Different Non-Blank Ordering

A common mistake is checking only whether pieces can physically move to target positions without verifying order preservation.

For example:

start  = "RL"
target = "LR"

Even though both strings contain one 'L' and one 'R', the transformation is impossible because pieces cannot pass through each other.

The implementation handles this by directly comparing corresponding non-blank characters during traversal.

'L' Moving Right

An 'L' piece can only move left.

Example:

start  = "L_"
target = "_L"

The target position is to the right of the starting position, which violates the movement rule.

The implementation checks:

if start[i] == 'L' and i < j:
    return False

This immediately rejects illegal rightward movement.

'R' Moving Left

An 'R' piece can only move right.

Example:

start  = "_R"
target = "R_"

The target position is to the left of the starting position.

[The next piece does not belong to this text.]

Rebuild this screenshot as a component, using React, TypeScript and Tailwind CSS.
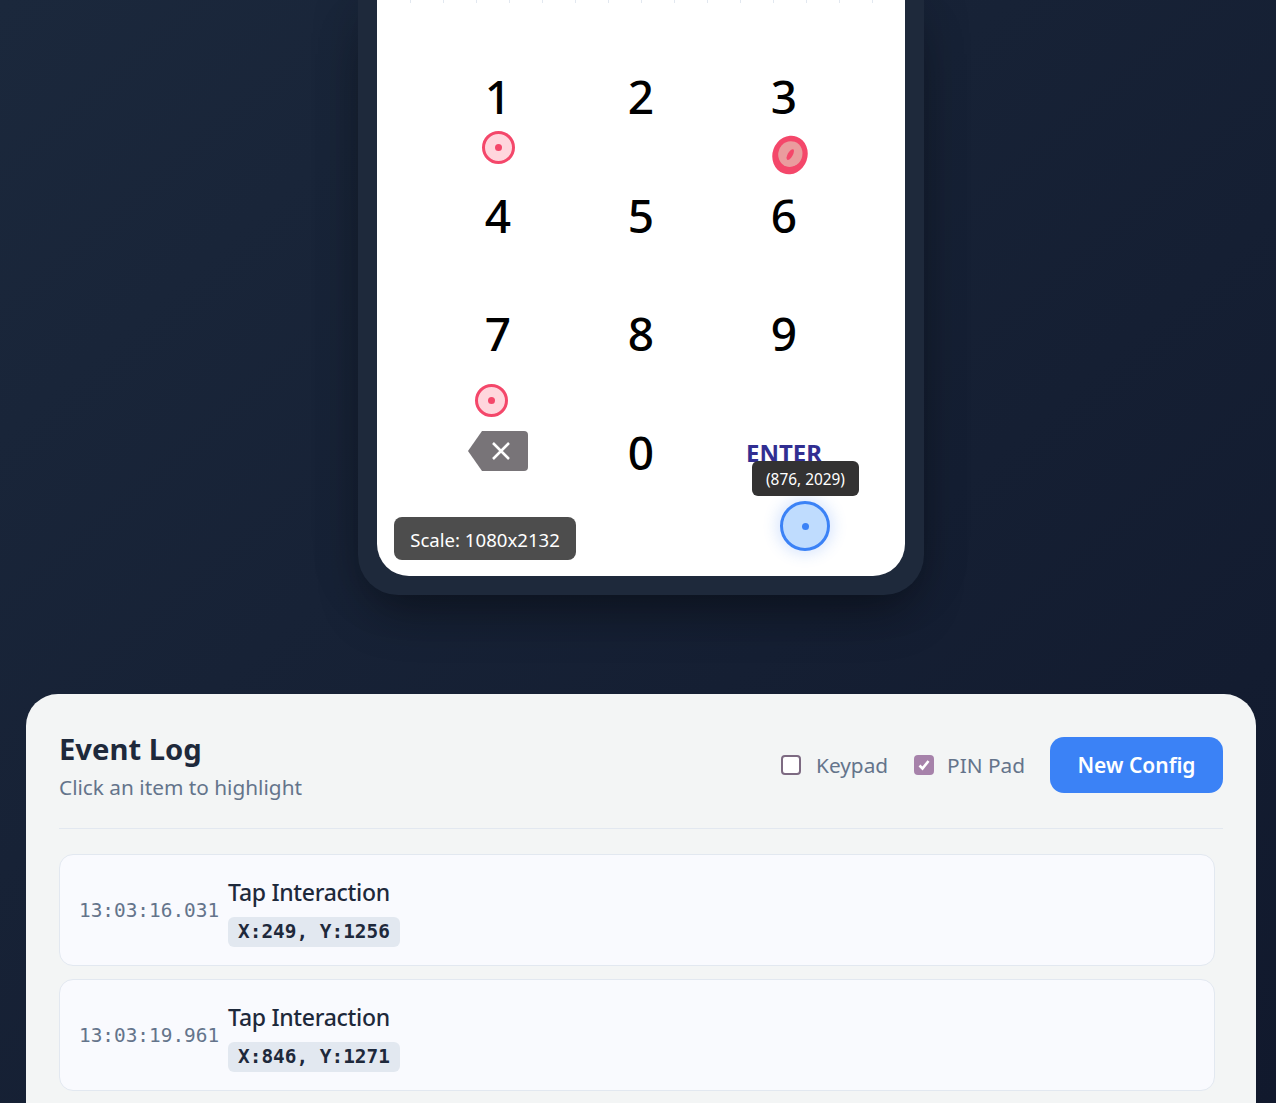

The implementation detects this using:

if start[i] == 'R' and i > j:
    return False

This prevents invalid leftward movement.

Strings Containing Only Blanks

Another subtle edge case is when both strings contain only '_'.

Example:

start  = "___"
target = "___"

There are no pieces to compare, so the transformation is trivially valid.

The implementation correctly handles this because both pointers eventually reach the end simultaneously, causing the algorithm to return True.